[start]
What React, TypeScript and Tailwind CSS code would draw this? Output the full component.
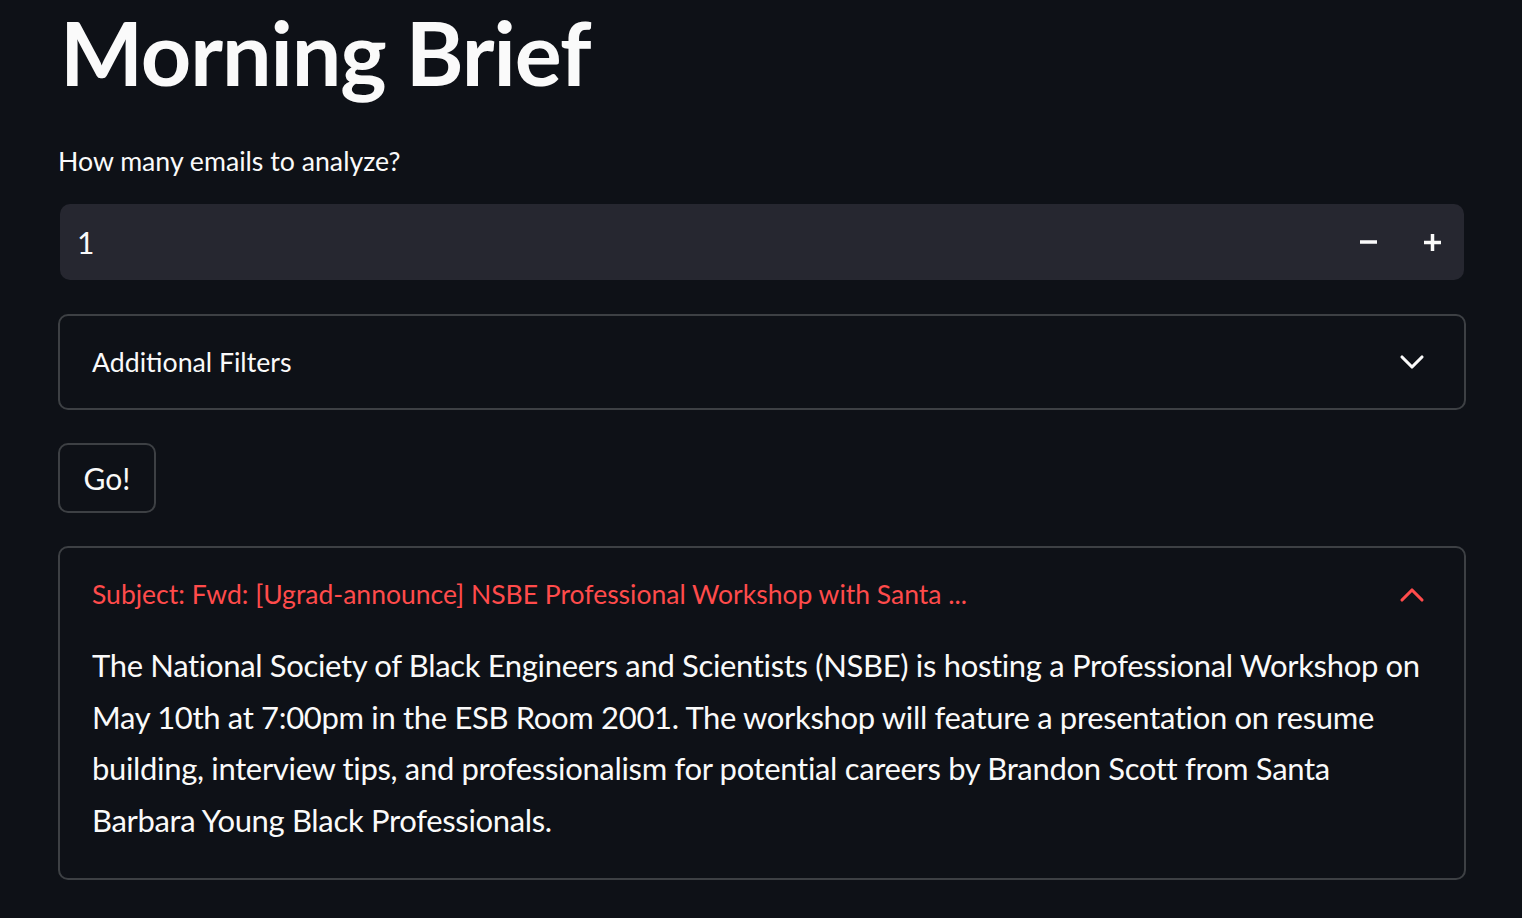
import React, { useState } from 'react';
import { ChevronDown, ChevronUp } from 'lucide-react';

const bodyLines = [
  'The National Society of Black Engineers and Scientists (NSBE) is hosting a Professional Workshop on',
  'May 10th at 7:00pm in the ESB Room 2001. The workshop will feature a presentation on resume',
  'building, interview tips, and professionalism for potential careers by Brandon Scott from Santa',
  'Barbara Young Black Professionals.',
];

export default function App() {
  const [count, setCount] = useState(1);
  const [filtersOpen, setFiltersOpen] = useState(false);
  const [emailOpen, setEmailOpen] = useState(true);

  return (
    <div className="min-h-[918px] w-full bg-[#0e1117] text-[#fafafa] font-['Lato','Noto_Sans',sans-serif] overflow-hidden">
      <div className="pl-[58px] pr-[56px] flex flex-col">
        {/* Title */}
        <h1 className="pl-[2px] text-[88px] font-bold leading-[108px] tracking-[-1.1px] -mt-[2px]">Morning Brief</h1>

        {/* Number input */}
        <label className="mt-[39px] text-[26.7px] leading-[32px]">How many emails to analyze?</label>
        <div className="mt-[27px] mx-[2px] h-[76px] rounded-[10px] bg-[#262730] flex items-center pl-[17px] pr-[12px]">
          <span className="flex-1 text-[30px]">{count}</span>
          <button onClick={() => setCount(Math.max(1, count - 1))} className="w-[40px] h-[40px] flex items-center justify-center mr-[24px]">
            <svg width="17" height="4" viewBox="0 0 17 4"><rect x="0" y="0.25" width="17" height="3.5" fill="#fafafa" /></svg>
          </button>
          <button onClick={() => setCount(count + 1)} className="w-[40px] h-[40px] flex items-center justify-center">
            <svg width="17" height="17" viewBox="0 0 17 17"><rect x="0" y="6.75" width="17" height="3.5" fill="#fafafa" /><rect x="6.75" y="0" width="3.5" height="17" fill="#fafafa" /></svg>
          </button>
        </div>

        {/* Additional filters expander */}
        <div className="mt-[34px] rounded-[10px] border-2 border-[#3d4044]">
          <button onClick={() => setFiltersOpen(!filtersOpen)} className="w-full h-[92px] flex items-center justify-between pl-[32px] pr-[32px]">
            <span className="text-[26.7px]">Additional Filters</span>
            <ChevronDown size={40} strokeWidth={1.9} className="text-[#fafafa]" />
          </button>
        </div>

        {/* Go button */}
        <div className="mt-[33px]">
          <button className="w-[98px] h-[70px] rounded-[10px] border-2 border-[#3d4044] text-[30px] flex items-center justify-center">Go!</button>
        </div>

        {/* Email expander */}
        <div className="mt-[33px] rounded-[10px] border-2 border-[#3d4044] pb-[32px]">
          <button onClick={() => setEmailOpen(!emailOpen)} className="w-full h-[94px] flex items-center justify-between pl-[32px] pr-[32px] text-[#ff4b4b]">
            <span className="text-[26.5px]">Subject: Fwd: [Ugrad-announce] NSBE Professional Workshop with Santa ...</span>
            {emailOpen ? <ChevronUp size={40} strokeWidth={1.9} /> : <ChevronDown size={40} strokeWidth={1.9} />}
          </button>
          {emailOpen && (
            <div className="px-[32px] text-[31px] leading-[51.5px] tracking-[-0.33px] -mt-[2px]">
              {bodyLines.map((line) => (
                <div key={line} className="whitespace-nowrap">{line}</div>
              ))}
            </div>
          )}
        </div>
      </div>
    </div>
  );
}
[end]
• [Given instruction]: Skipping the pictures, transcribe each line above exactly as it appears.

• [Reply to the exercise]:
What React, TypeScript and Tailwind CSS code would draw this? Output the full component.
import React, { useState } from 'react';
import { ChevronDown, ChevronUp } from 'lucide-react';

const bodyLines = [
  'The National Society of Black Engineers and Scientists (NSBE) is hosting a Professional Workshop on',
  'May 10th at 7:00pm in the ESB Room 2001. The workshop will feature a presentation on resume',
  'building, interview tips, and professionalism for potential careers by Brandon Scott from Santa',
  'Barbara Young Black Professionals.',
];

export default function App() {
  const [count, setCount] = useState(1);
  const [filtersOpen, setFiltersOpen] = useState(false);
  const [emailOpen, setEmailOpen] = useState(true);

  return (
    <div className="min-h-[918px] w-full bg-[#0e1117] text-[#fafafa] font-['Lato','Noto_Sans',sans-serif] overflow-hidden">
      <div className="pl-[58px] pr-[56px] flex flex-col">
        {/* Title */}
        <h1 className="pl-[2px] text-[88px] font-bold leading-[108px] tracking-[-1.1px] -mt-[2px]">Morning Brief</h1>

        {/* Number input */}
        <label className="mt-[39px] text-[26.7px] leading-[32px]">How many emails to analyze?</label>
        <div className="mt-[27px] mx-[2px] h-[76px] rounded-[10px] bg-[#262730] flex items-center pl-[17px] pr-[12px]">
          <span className="flex-1 text-[30px]">{count}</span>
          <button onClick={() => setCount(Math.max(1, count - 1))} className="w-[40px] h-[40px] flex items-center justify-center mr-[24px]">
            <svg width="17" height="4" viewBox="0 0 17 4"><rect x="0" y="0.25" width="17" height="3.5" fill="#fafafa" /></svg>
          </button>
          <button onClick={() => setCount(count + 1)} className="w-[40px] h-[40px] flex items-center justify-center">
            <svg width="17" height="17" viewBox="0 0 17 17"><rect x="0" y="6.75" width="17" height="3.5" fill="#fafafa" /><rect x="6.75" y="0" width="3.5" height="17" fill="#fafafa" /></svg>
          </button>
        </div>

        {/* Additional filters expander */}
        <div className="mt-[34px] rounded-[10px] border-2 border-[#3d4044]">
          <button onClick={() => setFiltersOpen(!filtersOpen)} className="w-full h-[92px] flex items-center justify-between pl-[32px] pr-[32px]">
            <span className="text-[26.7px]">Additional Filters</span>
            <ChevronDown size={40} strokeWidth={1.9} className="text-[#fafafa]" />
          </button>
        </div>

        {/* Go button */}
        <div className="mt-[33px]">
          <button className="w-[98px] h-[70px] rounded-[10px] border-2 border-[#3d4044] text-[30px] flex items-center justify-center">Go!</button>
        </div>

        {/* Email expander */}
        <div className="mt-[33px] rounded-[10px] border-2 border-[#3d4044] pb-[32px]">
          <button onClick={() => setEmailOpen(!emailOpen)} className="w-full h-[94px] flex items-center justify-between pl-[32px] pr-[32px] text-[#ff4b4b]">
            <span className="text-[26.5px]">Subject: Fwd: [Ugrad-announce] NSBE Professional Workshop with Santa ...</span>
            {emailOpen ? <ChevronUp size={40} strokeWidth={1.9} /> : <ChevronDown size={40} strokeWidth={1.9} />}
          </button>
          {emailOpen && (
            <div className="px-[32px] text-[31px] leading-[51.5px] tracking-[-0.33px] -mt-[2px]">
              {bodyLines.map((line) => (
                <div key={line} className="whitespace-nowrap">{line}</div>
              ))}
            </div>
          )}
        </div>
      </div>
    </div>
  );
}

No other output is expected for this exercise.